Sorting and Transforming Program Repair Ingredients via Deep Learning Code Similarities
- Martin White ,
- Michele Tufano ,
- Matias Martinez ,
- Martin Monperrus ,
- Denys Poshyvanyk
2019 IEEE International Conference on Software Analysis, Evolution, and Reengineering |
Published by Institute of Electrical and Electronics Engineers (IEEE)
Publication | Publication | Publication | Publication | Publication | Publication
In the field of automated program repair, the redundancy assumption claims large programs contain the seeds of their own repair. However, most redundancy-based program repair techniques do not reason about the repair ingredients– the code that is reused to craft a patch.
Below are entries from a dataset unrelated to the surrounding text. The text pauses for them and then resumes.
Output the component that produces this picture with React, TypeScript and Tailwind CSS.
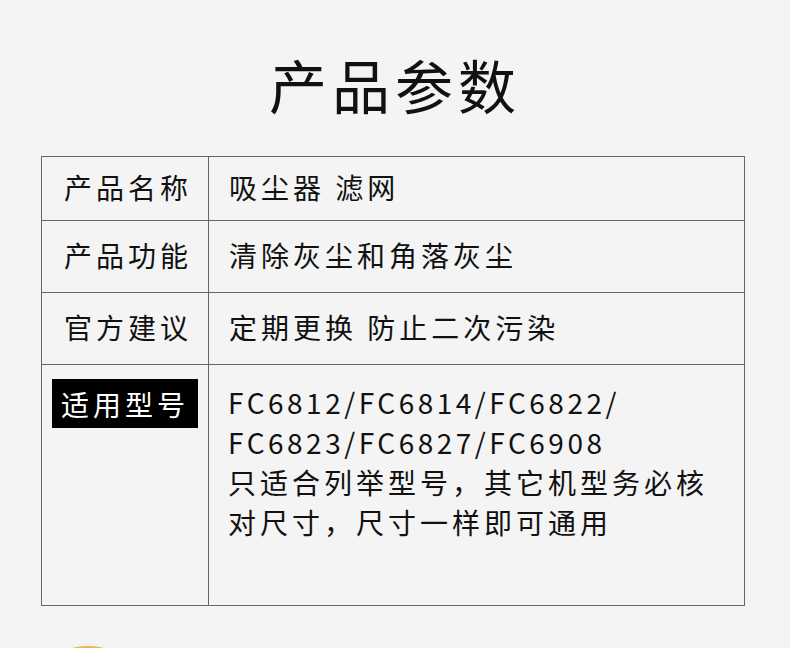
const rows = [
  { label: "产品名称", value: "吸尘器 滤网", h: "h-[64px]" },
  { label: "产品功能", value: "清除灰尘和角落灰尘", h: "h-[72px]" },
  { label: "官方建议", value: "定期更换 防止二次污染", h: "h-[72px]" },
];

const models = [
  { text: "FC6812/FC6814/FC6822/", latin: true },
  { text: "FC6823/FC6827/FC6908", latin: true },
  { text: "只适合列举型号，其它机型务必核", latin: false },
  { text: "对尺寸，尺寸一样即可通用", latin: false },
];

export default function App() {
  return (
    <div
      className="w-[790px] h-[648px] overflow-hidden bg-[#f4f4f4] text-[#111]"
      style={{ fontFamily: '"Noto Sans CJK SC", "Noto Sans", sans-serif' }}
    >
      <div className="h-[156px] pt-[54px] flex justify-center">
        <h1 className="text-[58px] leading-[60px] tracking-[5px] font-normal">
          产品参数
        </h1>
      </div>

      <div className="ml-[41px] w-[704px] border border-[#666] grid grid-cols-[167px_1fr]">
        {rows.map((r) => (
          <div key={r.label} className="contents">
            <div
              className={`${r.h} border-r border-b border-[#666] flex items-center pl-[22px] pb-[4px] text-[28px] tracking-[4px]`}
            >
              {r.label}
            </div>
            <div
              className={`${r.h} border-b border-[#666] flex items-center pl-[20px] pb-[4px] text-[28px] tracking-[4px]`}
            >
              {r.value}
            </div>
          </div>
        ))}
        <div className="h-[240px] border-r border-[#666] pt-[14px] pl-[10px]">
          <div className="w-[146px] h-[49px] bg-black text-white flex items-center justify-center text-[28px] tracking-[4px]">
            适用型号
          </div>
        </div>
        <div className="pt-[17px] pl-[19px] text-[28px] leading-[40px]">
          {models.map((m) => (
            <div
              key={m.text}
              className={m.latin ? "tracking-[3.5px]" : "tracking-[4px]"}
            >
              {m.text}
            </div>
          ))}
        </div>
      </div>

      <div className="mt-[40px] ml-[62px] w-[52px] h-[20px] rounded-[50%] bg-gradient-to-b from-[#f0b35a] to-[#d98a2b]" />
    </div>
  );
}
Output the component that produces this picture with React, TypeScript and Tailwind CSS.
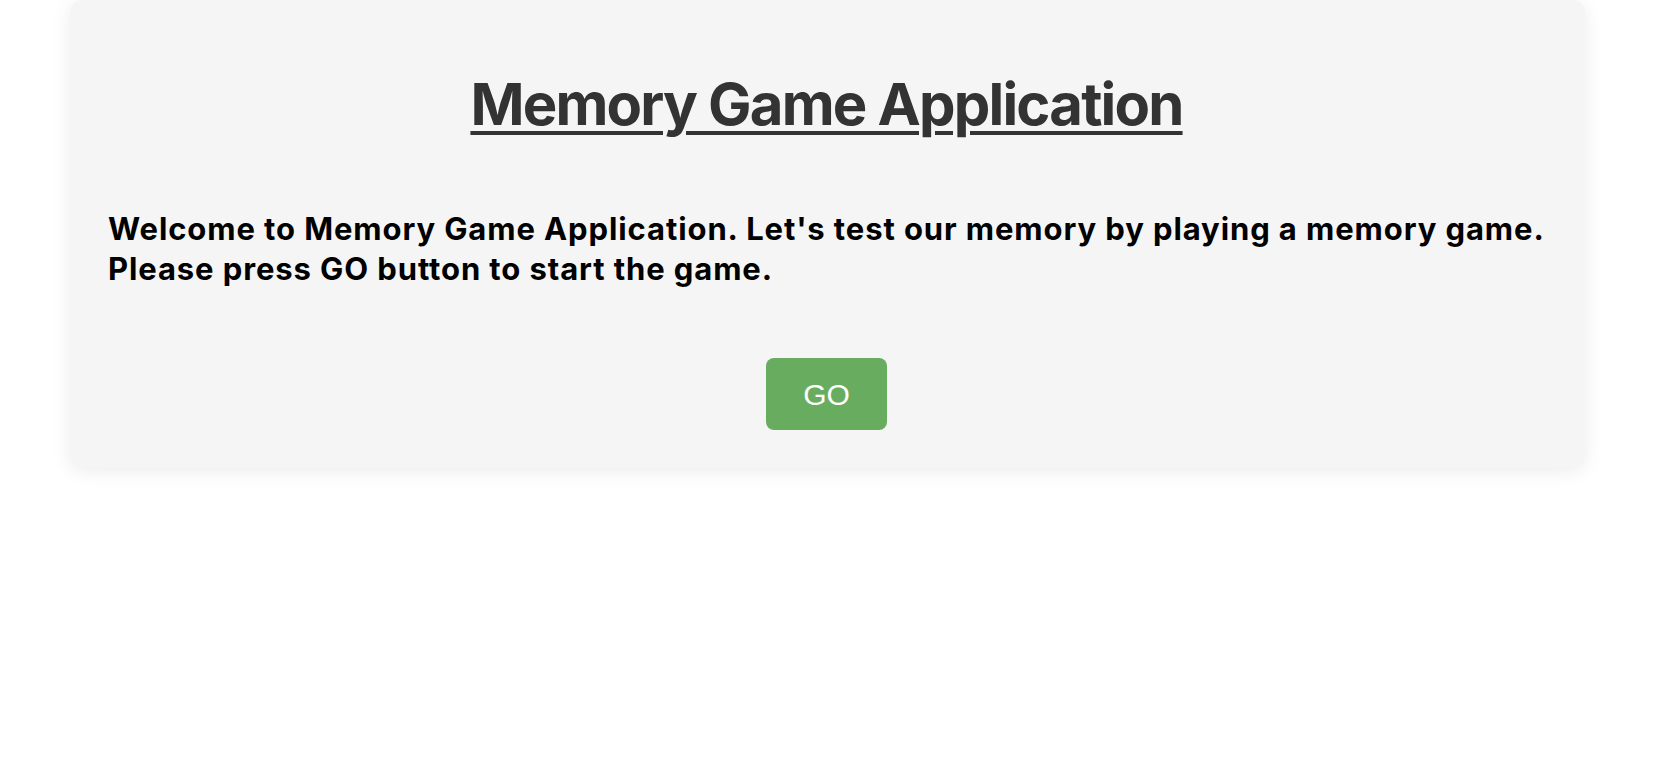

We aim to reason about the repair ingredients by using code similarities to prioritize and transform statements in a codebase for patch generation. Our approach, DeepRepair, relies on deep learning to reason about code similarities. Code fragments at well-defined levels of granularity in a codebase can be sorted according to their similarity to suspicious elements (i.e., code elements that contain suspicious statements) and statements can be transformed by mapping out-of-scope identifiers to similar identifiers in scope. We examined these new search strategies for patch generation with respect to effectiveness from the viewpoint of a software maintainer. Our comparative experiments were executed on six open-source Java projects including 374 buggy program revisions and consisted of 19,949 trials spanning 2,616 days of computation time. Deep-Repair’s search strategy using code similarities generally found compilable ingredients faster than the baseline, jGenProg, but this improvement neither yielded test-adequate patches in fewer attempts (on average) nor found significantly more patches (on average) than the baseline. Although the patch counts were not statistically different, there were notable differences between the nature of DeepRepair patches and jGenProg patches. The results show that our learning-based approach finds patches that cannot be found by existing redundancy-based repair techniques.